First we’re told that if we want to be holy, then we are to walk in an undefiled way: “Joyful are people of integrity, who follow the instructions of the Lord. Joyful are those who obey his laws and search for him with all their hearts. They do not compromise with evil, and they walk only in his paths” (verses 1–3 NLT).
From the very beginning of our lives, we learn the importance of walking. It’s interesting how little children immediately start moving that way. Of course, we help them along and feel proud when they take their first steps. But babies don’t want to just lie there. They want to push themselves up. They try again and again, and then pretty soon, they’re crawling. Then they struggle to pull themselves up and stand on their wobbly baby legs. They keep trying until they can do it.
Walking speaks of progression, of moving forward, as opposed to simply sitting still. If we want to be truly happy and holy people, then we should not only avoid what is wrong, but we should also embrace and actively engage in what is right.
It’s true that the Bible tells us what we should not do. But it also tells us what we should do. Those who see the Bible as a list of rules and regulations have not carefully examined it. Yes, God tells us what to avoid. Yes, God warns us of things that are perilous to our spiritual health. At the same time, he tells us what we must do.
For example, the Bible tells us, “Run from anything that stimulates youthful lusts.” But it also says, “Instead, pursue righteous living, faithfulness, love, and peace. Enjoy the companionship of those who call on the Lord with pure hearts” (2 Timothy 2:22 NLT).

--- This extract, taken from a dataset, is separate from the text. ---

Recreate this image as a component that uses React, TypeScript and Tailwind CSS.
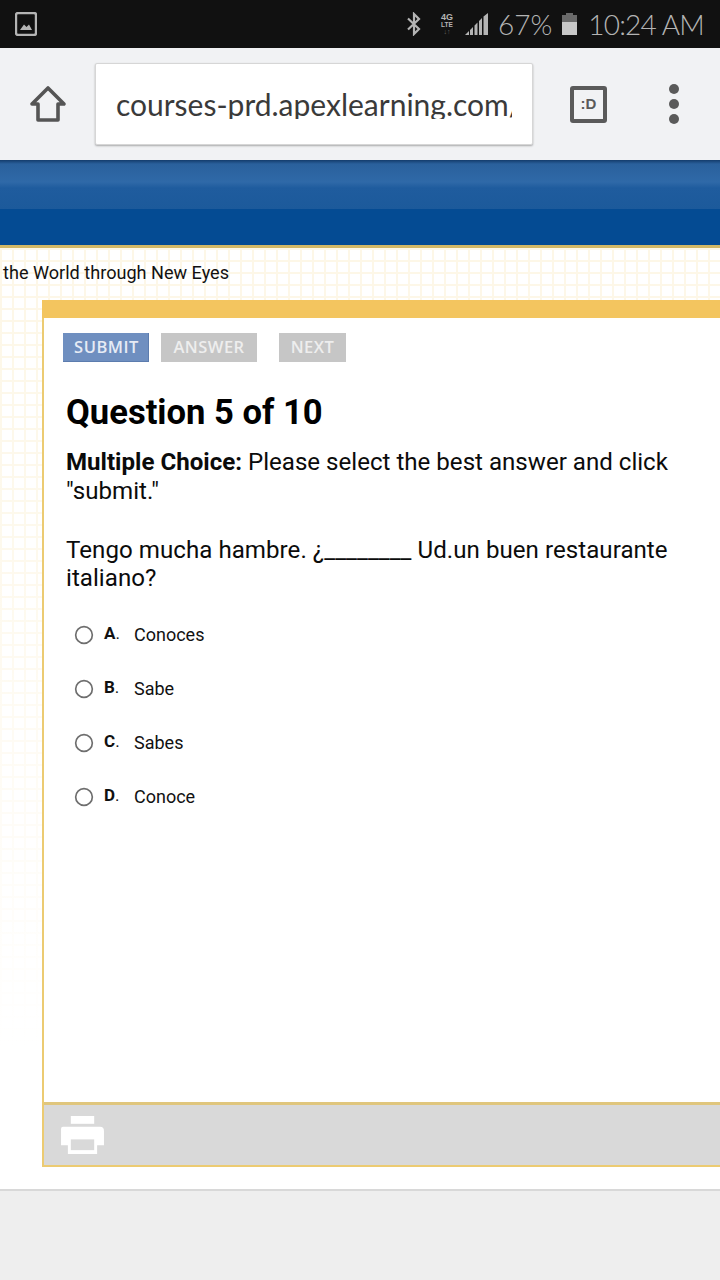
import { Circle } from 'lucide-react'

const hand = { fontFamily: '"Lato", "Open Sans", sans-serif' }

function StatusBar() {
  return (
    <div className="h-12 bg-[#111111] flex items-center pl-[15px] pr-[16px] text-[#b4b4b4]">
      <svg width="22" height="24" viewBox="0 0 22 24" fill="none">
        <rect x="1" y="1" width="20" height="22" rx="2" stroke="#b4b4b4" strokeWidth="2.4" />
        <path d="M5 18 L9 12.5 L11.5 15 L14 12.5 L17 18 Z" fill="#b4b4b4" />
      </svg>
      <div className="ml-auto flex items-center">
        <svg width="16" height="24" viewBox="0 0 16 24" fill="none" stroke="#b4b4b4" strokeWidth="2.2">
          <path d="M2 6.5 L13 17 L8 22 V2 L13 7 L2 17.5" />
        </svg>
        <div className="ml-[18px] mr-[1px] w-[14px] flex flex-col items-center leading-none text-[#b4b4b4]" style={{ fontFamily: '"Liberation Sans", sans-serif' }}>
          <span className="text-[9px] font-bold h-[8px] leading-[8px]">4G</span>
          <span className="text-[6.5px] font-bold h-[7px] leading-[7px]">LTE</span>
          <span className="text-[7px] h-[7px] leading-[7px] text-[#666666]">↓↑</span>
        </div>
        <svg className="ml-[10px]" width="24" height="24" viewBox="0 0 24 24" fill="#b4b4b4">
          <path d="M0 23 L4 19 V23 Z M5 23 V18 L8 15 V23 Z M9.500 23 V13.500 L12.500 10.500 V23 Z M14 23 V9 L17 6 V23 Z M18.500 23 V4.500 L23 1 V23 Z" />
        </svg>
        <span className="ml-[9px] text-[28px] leading-none font-light" style={hand}>67%</span>
        <svg className="ml-[9px]" width="17" height="24" viewBox="0 0 17 24">
          <rect x="5" y="1" width="7" height="3" fill="#6a6a6a" />
          <rect x="1" y="3" width="15" height="8" fill="#6a6a6a" />
          <rect x="1" y="10" width="15" height="13" fill="#c8c8c8" />
        </svg>
        <span className="ml-[10px] text-[28px] leading-none font-light tracking-[-0.8px]" style={hand}>10:24 AM</span>
      </div>
    </div>
  )
}

function BrowserBar() {
  return (
    <div className="h-28 bg-[#f1f2f4] flex items-center pl-[29px]">
      <svg width="38" height="38" viewBox="0 0 38 38" fill="none" stroke="#555555" strokeWidth="3.600" strokeLinejoin="round">
        <path d="M19 3 L35 19 H29 V35 H9 V19 H3 Z" />
      </svg>
      <div className="ml-[28px] w-[438px] h-[82px] bg-white rounded-[2px] border border-[#d6d6d6] shadow-[0_1px_2px_rgba(0,0,0,0.3)] flex items-center pl-[20px] overflow-hidden">
        <span className="text-[30px] leading-none text-[#3a3a3a] whitespace-nowrap w-[396px] overflow-hidden" style={hand}>
          courses-prd.apexlearning.com/
        </span>
      </div>
      <div className="ml-[37px] w-[37px] h-[37px] mt-px border-[4px] border-[#5a5a5a] rounded-[3px] flex items-center justify-center text-[15px] font-bold text-[#5a5a5a]" style={{ fontFamily: '"Liberation Sans", sans-serif' }}>
        :D
      </div>
      <div className="ml-[62px] flex flex-col gap-[5px]">
        <div className="w-[10px] h-[10px] rounded-full bg-[#5a5a5a]" />
        <div className="w-[10px] h-[10px] rounded-full bg-[#5a5a5a]" />
        <div className="w-[10px] h-[10px] rounded-full bg-[#5a5a5a]" />
      </div>
    </div>
  )
}

function Banner() {
  return (
    <div className="h-[88px] flex flex-col">
      <div className="h-[49px] bg-[linear-gradient(#143c6c_0px,#2a609c_4px,#2f69a8_22px,#1f5c9e_28px,#1c5a9b_49px)]" />
      <div className="h-[36px] bg-[#044b93]" />
      <div className="h-[3px] bg-[#d2b865]" />
    </div>
  )
}

const options = [
  { letter: 'A', text: 'Conoces' },
  { letter: 'B', text: 'Sabe' },
  { letter: 'C', text: 'Sabes' },
  { letter: 'D', text: 'Conoce' },
]

function Option({ letter, text }: { letter: string; text: string }) {
  return (
    <div className="h-[54px] flex items-center text-[18px] text-[#111111] pl-[30px]">
      <Circle size={20} strokeWidth={2} className="text-[#6e6e6e] mt-[2px]" />
      <span className="ml-[10px] w-[30px] -mt-[1px] text-[17px]">
        <span className="font-bold">{letter}</span>.
      </span>
      <span>{text}</span>
    </div>
  )
}

function Card() {
  return (
    <div className="ml-[42px] mt-[15px] h-[867px] border-l-2 border-b-2 border-[#eccb72] flex flex-col bg-white">
      <div className="h-[18px] -ml-[2px] bg-[#f3c55f] shrink-0" />
      <div className="flex-1 flex flex-col">
        <div className="flex mt-[15px] ml-[19px] text-[16.5px] font-semibold text-[#e6ebf5] tracking-[0.5px] h-[29px]" style={{ fontFamily: '"Open Sans", sans-serif' }}>
          <div className="w-[86px] pl-[2px] bg-[#6f8fc0] border-b border-r border-[#5c7cae] flex items-center justify-center">SUBMIT</div>
          <div className="ml-[12px] w-[96px] bg-[#c6c6c6] text-[#eeeeee] flex items-center justify-center">ANSWER</div>
          <div className="ml-[22px] w-[67px] bg-[#c6c6c6] text-[#eeeeee] flex items-center justify-center">NEXT</div>
        </div>
        <div className="ml-[22px] mt-[29px] text-[34.6px] leading-[42px] font-bold text-black">Question 5 of 10</div>
        <p className="ml-[22px] mt-[15px] w-[620px] text-[24.1px] leading-[29px] text-[#0b0b0b]">
          <span className="font-bold">Multiple Choice:</span> Please select the best answer and click "submit."
        </p>
        <p className="ml-[22px] mt-[30px] w-[620px] text-[24.1px] tracking-[0.04px] leading-[28px] text-[#0b0b0b]">
          Tengo mucha hambre. ¿________ Ud.un buen restaurante italiano?
        </p>
        <div className="mt-[15px]">
          {options.map(o => (
            <Option key={o.letter} letter={o.letter} text={o.text} />
          ))}
        </div>
      </div>
      <div className="h-[63px] shrink-0 bg-[#d9d9d9] border-t-[3px] border-[#e0c67d] flex items-center pl-[17px]">
        <svg width="43" height="39" viewBox="0 0 44 40" fill="white">
          <rect x="10" y="0" width="24" height="8" />
          <path d="M2 11 H40 Q44 11 44 15 V30 H37 V39 H7 V30 H0 V13 Q0 11 2 11 Z" />
          <rect x="10" y="24" width="24" height="11" fill="#d9d9d9" />
        </svg>
      </div>
    </div>
  )
}

export default function App() {
  return (
    <div className="w-[720px] h-[1280px] overflow-hidden bg-[#eeeeee] flex flex-col" style={{ fontFamily: 'Roboto, sans-serif' }}>
      <StatusBar />
      <BrowserBar />
      <Banner />
      <div className="h-[943px] border-b-2 border-[#d8d8d8] relative bg-white shrink-0">
        <div className="absolute inset-0 bg-[linear-gradient(#fdf7e7_2px,transparent_2px),linear-gradient(90deg,#fdf7e7_2px,transparent_2px)] bg-[size:12px_12px]" />
        <div className="absolute inset-0 bg-[linear-gradient(rgba(255,255,255,0)_0px,rgba(255,255,255,0.25)_300px,rgba(255,255,255,1)_800px)]" />
        <div className="relative">
          <div className="pl-[3px] pt-[13px] text-[18.1px] leading-[24px] text-[#111111]">the World through New Eyes</div>
          <Card />
        </div>
      </div>
    </div>
  )
}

If you want to be holy – and happy as a result – then you must actively walk in God’s ways.
Years ago I was in the backyard with my dog when I saw a brightly colored finch sitting on the ground. I walked over to it, expecting it to flutter away, but it stayed. I bent down to take a closer look, thinking it must be dead. It looked like it was still breathing, so I put out my finger and immediately it hopped on.
I walked into the house with the finch still perched on my finger and said to my wife, “Look what I just found in the yard.” We asked our son if any of his friends had bird cages, so he ran down the street to borrow a cage from a neighbor.
When he returned, I opened the cage and the bird hopped in. It began chirping as it went from perch to perch. This was the happiest bird I’d ever seen. Obviously it was someone’s pet. Obviously it felt comfortable in a cage. That little bird enjoyed captivity.
The bars of that cage could be seen some by some as restrictive, but for that little bird, they represented protection.
In the same way, some see God’s law as restrictive, as something that stops them from really enjoying life. No, it’s protection from the things that can harm us. It’s the way to live life to its fullest.
There are two ways we can live: the right way and the wrong way. There are two paths we can take: the narrow road that leads to life or the broad way that leads to destruction. There are two foundations we can build on: solid rock or sinking sand. The result is that we can either live the happy and holy way or the miserable and unholy way. Which will you choose?